→ **Source data**:
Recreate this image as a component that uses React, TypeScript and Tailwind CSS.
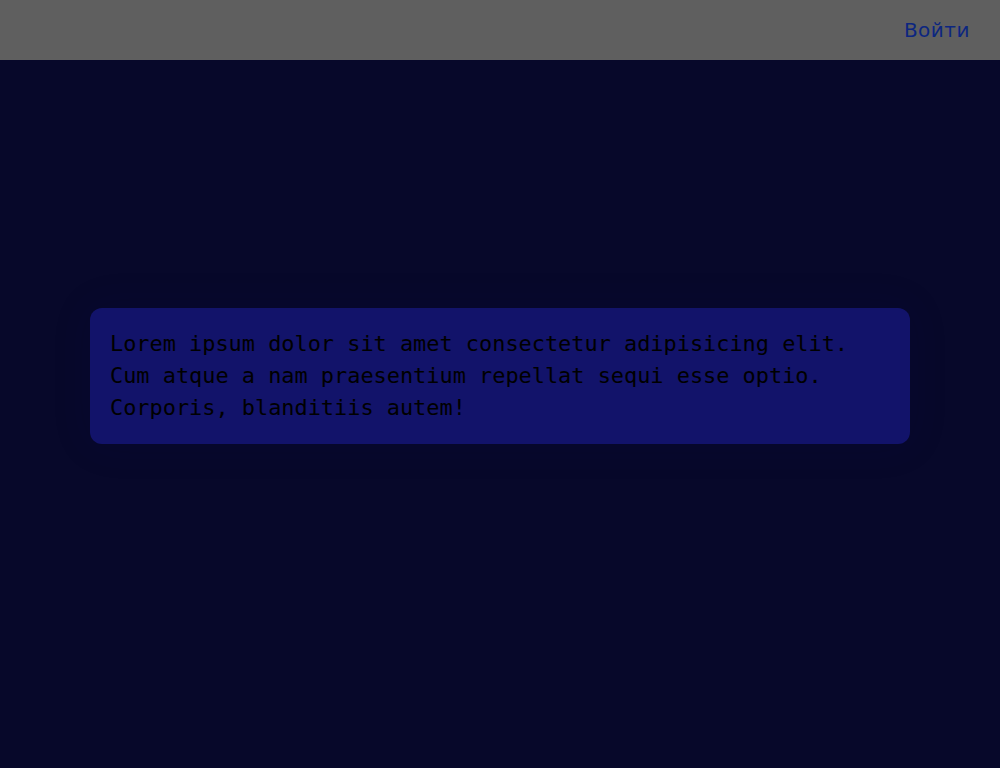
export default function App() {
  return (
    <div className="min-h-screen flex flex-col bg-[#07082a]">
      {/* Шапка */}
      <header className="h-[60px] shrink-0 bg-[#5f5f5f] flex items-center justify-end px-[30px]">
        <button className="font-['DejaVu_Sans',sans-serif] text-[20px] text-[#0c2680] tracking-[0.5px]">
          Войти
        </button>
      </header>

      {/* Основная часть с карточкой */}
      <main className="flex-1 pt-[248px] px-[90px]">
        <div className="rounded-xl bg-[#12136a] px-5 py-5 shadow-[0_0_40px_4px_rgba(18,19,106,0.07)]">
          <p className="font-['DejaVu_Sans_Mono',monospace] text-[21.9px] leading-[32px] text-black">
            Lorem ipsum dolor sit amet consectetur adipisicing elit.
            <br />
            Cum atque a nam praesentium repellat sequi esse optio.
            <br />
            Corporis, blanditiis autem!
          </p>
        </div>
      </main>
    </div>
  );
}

→ **Stated goal**:
Transcribe the whole listing exactly. Pictures are excluded.

→ **Solution for this exercise**:
Recreate this image as a component that uses React, TypeScript and Tailwind CSS.
export default function App() {
  return (
    <div className="min-h-screen flex flex-col bg-[#07082a]">
      {/* Шапка */}
      <header className="h-[60px] shrink-0 bg-[#5f5f5f] flex items-center justify-end px-[30px]">
        <button className="font-['DejaVu_Sans',sans-serif] text-[20px] text-[#0c2680] tracking-[0.5px]">
          Войти
        </button>
      </header>

      {/* Основная часть с карточкой */}
      <main className="flex-1 pt-[248px] px-[90px]">
        <div className="rounded-xl bg-[#12136a] px-5 py-5 shadow-[0_0_40px_4px_rgba(18,19,106,0.07)]">
          <p className="font-['DejaVu_Sans_Mono',monospace] text-[21.9px] leading-[32px] text-black">
            Lorem ipsum dolor sit amet consectetur adipisicing elit.
            <br />
            Cum atque a nam praesentium repellat sequi esse optio.
            <br />
            Corporis, blanditiis autem!
          </p>
        </div>
      </main>
    </div>
  );
}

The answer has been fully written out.